* **Source excerpt**:
______
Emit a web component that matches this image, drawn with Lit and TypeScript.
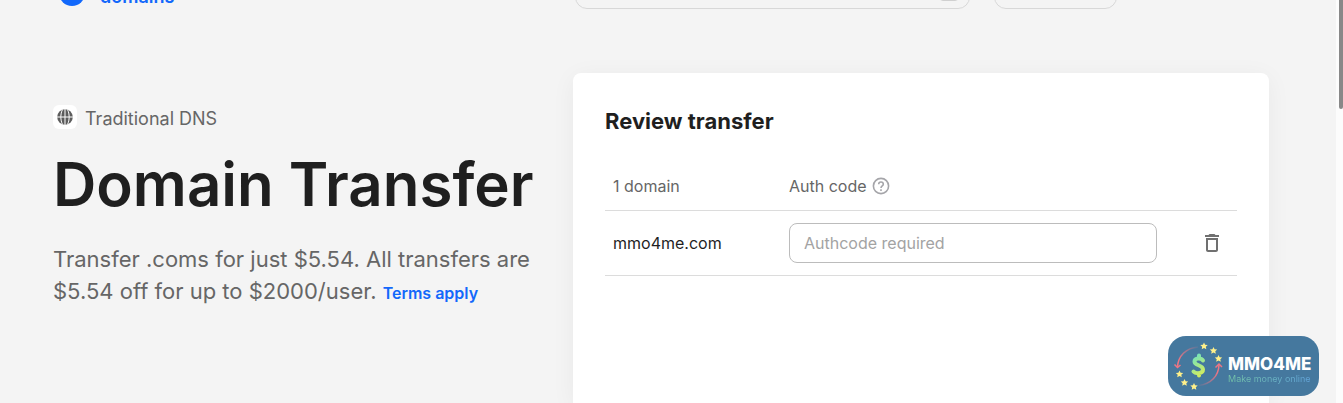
import { LitElement, html, css, svg } from "lit";
import { customElement } from "lit/decorators.js";

interface Transfer {
  domain: string;
}

const STARS: Array<[number, number]> = [
  [36, 10], [45.5, 14.5], [50.5, 22.5], [11.5, 38], [16.5, 46.5], [26, 50.5],
];

@customElement("brand-badge")
export class BrandBadge extends LitElement {
  static styles = css`
    :host {
      display: flex;
      align-items: center;
      box-sizing: border-box;
      width: 151px;
      height: 60px;
      border-radius: 18px;
      background: #45789e;
      color: #fff;
      font-family: Inter, "Liberation Sans", sans-serif;
    }
    .mark {
      flex: none;
      width: 60px;
      height: 60px;
    }
    .words {
      display: flex;
      flex-direction: column;
      white-space: nowrap;
      padding-top: 8px;
    }
    .name {
      font-size: 17px;
      line-height: 18px;
      font-weight: 800;
    }
    .motto {
      font-size: 9px;
      line-height: 12px;
      background: linear-gradient(90deg, #74c4a6, #62a4da);
      background-clip: text;
      -webkit-background-clip: text;
      color: transparent;
    }
  `;

  render() {
    return html`
      <svg class="mark" viewBox="0 0 60 60" aria-hidden="true">
        <defs>
          <linearGradient id="money" gradientUnits="userSpaceOnUse" x1="24" y1="20" x2="38" y2="40">
            <stop offset="0" stop-color="#6fe3c0" />
            <stop offset="1" stop-color="#e2ee4e" />
          </linearGradient>
          <linearGradient id="left" x1="0" y1="1" x2="1" y2="0">
            <stop offset="0.2" stop-color="#ee7583" />
            <stop offset="1" stop-color="#ee7583" stop-opacity="0.1" />
          </linearGradient>
          <linearGradient id="right" x1="1" y1="0" x2="0" y2="1">
            <stop offset="0.2" stop-color="#ee7583" />
            <stop offset="1" stop-color="#ee7583" stop-opacity="0.1" />
          </linearGradient>
        </defs>
        <path d="M9.5 31C10 20 18 12 30 11" fill="none" stroke="url(#left)" stroke-width="1.500" />
        <path d="M6.500 28.500l3 3 3-2.500" fill="none" stroke="#ee7583" stroke-width="1.500" />
        <path d="M51 29C50.500 40 43 48 31 49.500" fill="none" stroke="url(#right)" stroke-width="1.500" />
        <path d="M47.500 31.500l3.500-3.500 3 3" fill="none" stroke="#ee7583" stroke-width="1.500" />
        <path
          d="M35 24.500C33.500 21.800 26.500 21.500 26.500 25.500C26.500 30 35 28.500 35 33.500C35 38 27.500 38 25.500 35.500M31 19.500V22M31 37V39.500"
          fill="none" stroke="url(#money)" stroke-width="4" stroke-linejoin="round" stroke-linecap="round"
        />
        ${STARS.map(
          ([x, y]) => svg`<path transform=${`translate(${x} ${y})`} fill="#fff08a"
            d="M0-3.600L1.100-1.200L3.700-1L1.800.800L2.300 3.300L0 2L-2.300 3.300L-1.800.800L-3.700-1L-1.100-1.200Z" />`
        )}
      </svg>
      <div class="words">
        <span class="name">MMO4ME</span>
        <span class="motto">Make money online</span>
      </div>
    `;
  }
}

@customElement("app-root")
export class AppRoot extends LitElement {
  private transfers: Transfer[] = [{ domain: "mmo4me.com" }];

  static styles = css`
    :host {
      display: flex;
      height: 100vh;
      overflow: hidden;
      background: #fcfcfc;
      color: #1f1f1f;
      font-family: Inter, "Liberation Sans", sans-serif;
      font-size: 16px;
    }
    * {
      box-sizing: border-box;
    }
    .page {
      flex: 1;
      min-width: 0;
      display: flex;
      flex-direction: column;
      background: #f4f4f4;
      padding: 0 67px 0 53px;
    }
    .rail {
      flex: none;
      width: 7px;
      padding-left: 3px;
    }
    .thumb {
      height: 109px;
      background: #888;
      border-radius: 0 0 4px 4px;
    }
    .top {
      flex: none;
      display: grid;
      grid-template-columns: 522px 1fr;
      align-content: end;
      align-items: end;
      height: 9px;
      overflow: hidden;
    }
    .logo {
      display: flex;
      align-items: flex-end;
      gap: 15px;
      padding-left: 6px;
      margin-bottom: 3px;
      color: #1268fb;
      font-size: 18px;
      font-weight: 600;
      line-height: 18px;
      text-decoration: none;
    }
    .logo svg {
      width: 26px;
      height: 26px;
    }
    .tools {
      display: flex;
      gap: 24px;
    }
    .search {
      display: flex;
      align-items: center;
      width: 395px;
      height: 40px;
      padding: 0 10px 0 16px;
      border: 1px solid #d8d8d8;
      border-radius: 12px;
    }
    .search input {
      flex: 1;
      min-width: 0;
      border: 0;
      background: none;
    }
    .go {
      width: 20px;
      height: 24px;
      padding: 0;
      border: 1px solid #d0d0d0;
      border-radius: 4px;
      background: none;
    }
    .menu {
      width: 123px;
      height: 40px;
      border: 1px solid #d8d8d8;
      border-radius: 12px;
      background: none;
    }
    .main {
      flex: 1;
      display: grid;
      grid-template-columns: 520px 1fr;
      padding-top: 64px;
    }
    .kind {
      display: flex;
      align-items: flex-start;
      gap: 8px;
      margin-top: 32px;
      color: #666;
      font-size: 18px;
      line-height: 28px;
    }
    .tile {
      display: flex;
      width: 24px;
      height: 24px;
      border-radius: 6px;
      background: #fff;
    }
    h1 {
      margin: 15px 0 23px;
      font-size: 60px;
      line-height: 72px;
      font-weight: 600;
      white-space: nowrap;
    }
    .lead {
      margin: 0;
      padding-right: 32px;
      color: #666;
      font-size: 22px;
      line-height: 32px;
    }
    .terms {
      color: #1268fb;
      font-size: 16px;
      font-weight: 600;
      text-decoration: none;
    }
    .card {
      padding: 32px;
      border-radius: 8px 8px 0 0;
      background: #fff;
      box-shadow: 0 4px 24px #0000000d;
    }
    h2 {
      margin: 0;
      font-size: 22px;
      line-height: 32px;
      font-weight: 700;
    }
    table {
      width: 100%;
      margin-top: 25px;
      border-collapse: collapse;
      table-layout: fixed;
    }
    .c-name {
      width: 176px;
    }
    .c-act {
      width: 72px;
    }
    th,
    td {
      padding: 12px 8px;
      border-bottom: 1px solid #dcdcdc;
      text-align: left;
      line-height: 24px;
      font-weight: 400;
    }
    th {
      color: #666;
    }
    .auth {
      display: flex;
      align-items: center;
      gap: 4px;
    }
    .auth svg {
      width: 20px;
      height: 20px;
    }
    .code {
      display: block;
      width: 100%;
      height: 40px;
      padding: 0 14px;
      border: 1px solid #bcbcbc;
      border-radius: 8px;
      background: #fff;
      color: #1f1f1f;
      font: inherit;
    }
    .code::placeholder {
      color: #a3a3a3;
    }
    .trash {
      display: block;
      margin-left: auto;
      width: 34px;
      height: 24px;
      padding: 0 5px;
      border: 0;
      background: none;
    }
    .trash svg {
      display: block;
    }
    .badge {
      position: fixed;
      right: 24px;
      bottom: 7px;
    }
  `;

  render() {
    return html`
      <div class="page">
        <header class="top">
          <a class="logo" href="#">
            <svg viewBox="0 0 26 26" aria-hidden="true"><circle cx="13" cy="13" r="13" fill="#1268fb" /></svg>
            <span>domains</span>
          </a>
          <div class="tools">
            <div class="search">
              <input type="search" aria-label="Search domains" />
              <button class="go" aria-label="Search"></button>
            </div>
            <button class="menu" aria-label="Menu"></button>
          </div>
        </header>
        <main class="main">
          <section>
            <div class="kind">
              <span class="tile">
                <svg width="24" height="24" viewBox="0 0 24 24" aria-hidden="true">
                  <circle cx="12" cy="12" r="7.800" fill="#5c5c5c" />
                  <path
                    d="M4 12H20M12 4V20M9.500 4.500C7.300 9 7.300 15 9.500 19.500M14.500 4.500C16.700 9 16.700 15 14.500 19.500"
                    fill="none" stroke="#fff" stroke-width="1"
                  />
                </svg>
              </span>
              <span>Traditional DNS</span>
            </div>
            <h1>Domain Transfer</h1>
            <p class="lead">
              Transfer .coms for just $5.54. All transfers are $5.54 off for up to $2000/user.
              <a class="terms" href="#">Terms apply</a>
            </p>
          </section>
          <section class="card">
            <h2>Review transfer</h2>
            <table>
              <colgroup>
                <col class="c-name" />
                <col />
                <col class="c-act" />
              </colgroup>
              <thead>
                <tr>
                  <th scope="col">${this.transfers.length} domain</th>
                  <th scope="col">
                    <span class="auth">
                      Auth code
                      <svg viewBox="0 0 20 20" fill="none" stroke="#a5a5a9" stroke-width="1.600" aria-hidden="true">
                        <circle cx="10" cy="10" r="7.600" />
                        <path d="M7.700 8.200C7.700 5.200 12.300 5.200 12.300 8.200C12.300 10 10 9.900 10 12" />
                        <path d="M10 13.300V14.900" />
                      </svg>
                    </span>
                  </th>
                  <td></td>
                </tr>
              </thead>
              <tbody>
                ${this.transfers.map(
                  (t) => html`
                    <tr>
                      <td>${t.domain}</td>
                      <td>
                        <input class="code" type="text" placeholder="Authcode required" aria-label="Auth code for ${t.domain}" />
                      </td>
                      <td>
                        <button class="trash" aria-label="Remove ${t.domain}">
                          <svg width="24" height="24" viewBox="0 0 24 24" fill="#707070" aria-hidden="true">
                            <path d="M6 19c0 1.100.900 2 2 2h8c1.100 0 2-.900 2-2V7H6v12zM8 9h8v10H8V9zM15.500 4l-1-1h-5l-1 1H5v2h14V4h-3.500z" />
                          </svg>
                        </button>
                      </td>
                    </tr>
                  `
                )}
              </tbody>
            </table>
          </section>
        </main>
      </div>
      <div class="rail"><div class="thumb"></div></div>
      <brand-badge class="badge"></brand-badge>
    `;
  }
}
______
* **Written task**: Search the listing above for the string "this". Copy every line that contains it.

* **Written answer**:
Emit a web component that matches this image, drawn with Lit and TypeScript.
                  <th scope="col">${this.transfers.length} domain</th>
                ${this.transfers.map(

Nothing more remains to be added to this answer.